Theme 3 (Regional and Global Scale) identifies intervention portfolios (e.g., innovative technologies, best management practices) that enable the realization of the 25-in-25 vision and are resilient to socio-economic, policy, and environmental change, using integrated modeling at global, regional, and local scales and social network analysis. Theme 2 data about the flow and management of phosphorus as a function of space and time (e.g., through urban, aquatic, and agricultural systems) guide research prioritization in Themes 1 and 2.

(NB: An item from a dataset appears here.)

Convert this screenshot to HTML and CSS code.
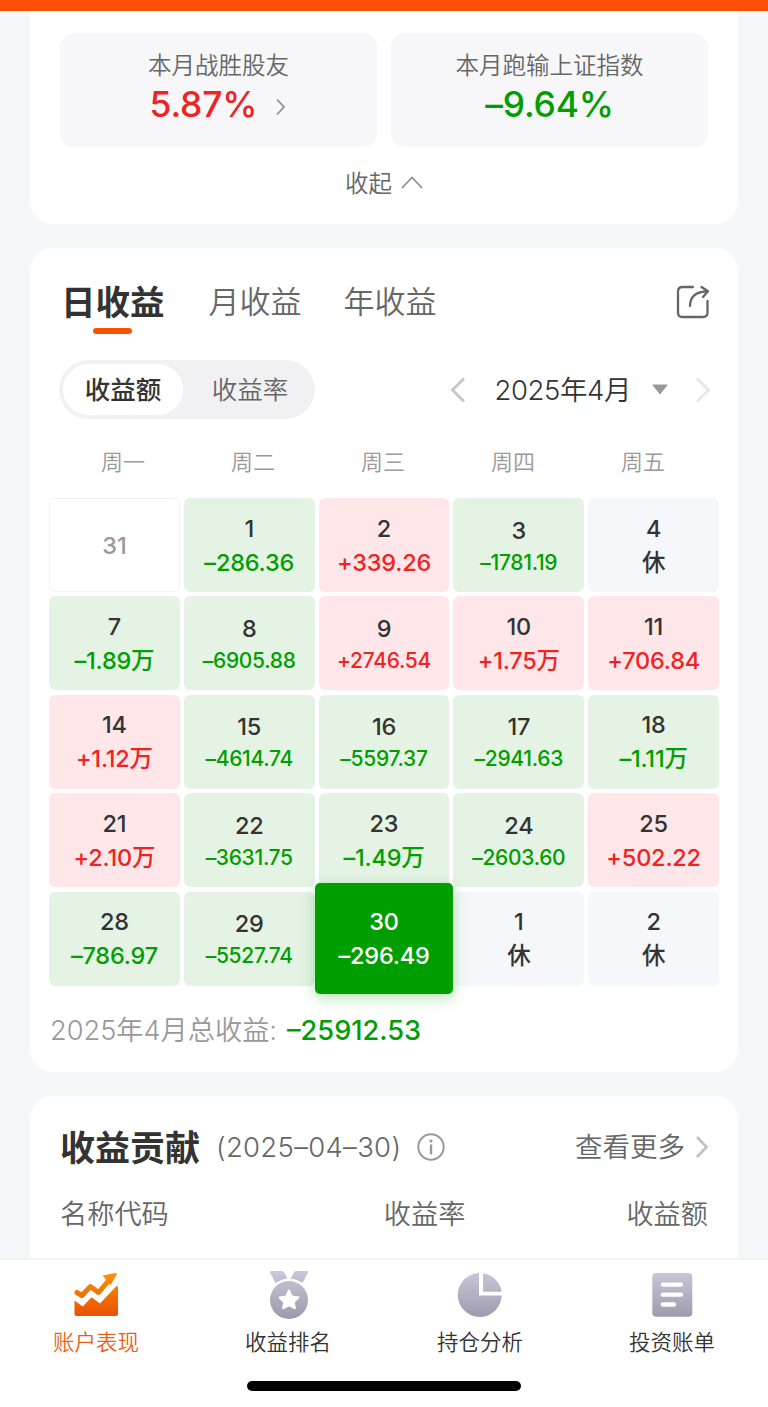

A Convergence Informatics (CI) research initiative provides data-science-driven guidance for the design of novel and effective materials, technologies, and strategies for phosphorus capture, decomposition, and modification to realize the opportunities presented by Theme integration. CI builds upon an MI-based approach in which process-structure-properties-performance relations are designed by analyzing large materials data sets with machine learning algorithms.
The STEPS convergence research strategy, drawing from the fields of Science of Team Science as well as Integration and Implementation Science, utilizes evidence-based approaches to assimilate emerging knowledge and co-refine research questions through strategically designed interactions and processes. Convergence research strategies create efficiencies at integrating research across 17 orders of magnitude in length scale. Convergence boundary objects (data, phosphorus flow diagrams, and language mapping) serve as tangible and conceptual anchors, linking specific research contributions across STEPS disciplines and length scales and allowing the researchers to contextualize individual contributions to a highly complex problem. Specific geographical sites or Triple-Bottom-Line Scenarios that represent urban, agricultural, and aquatic systems provide technological constraints, potential impact scenarios, and connection to unique types of stakeholders in phosphorus sustainability.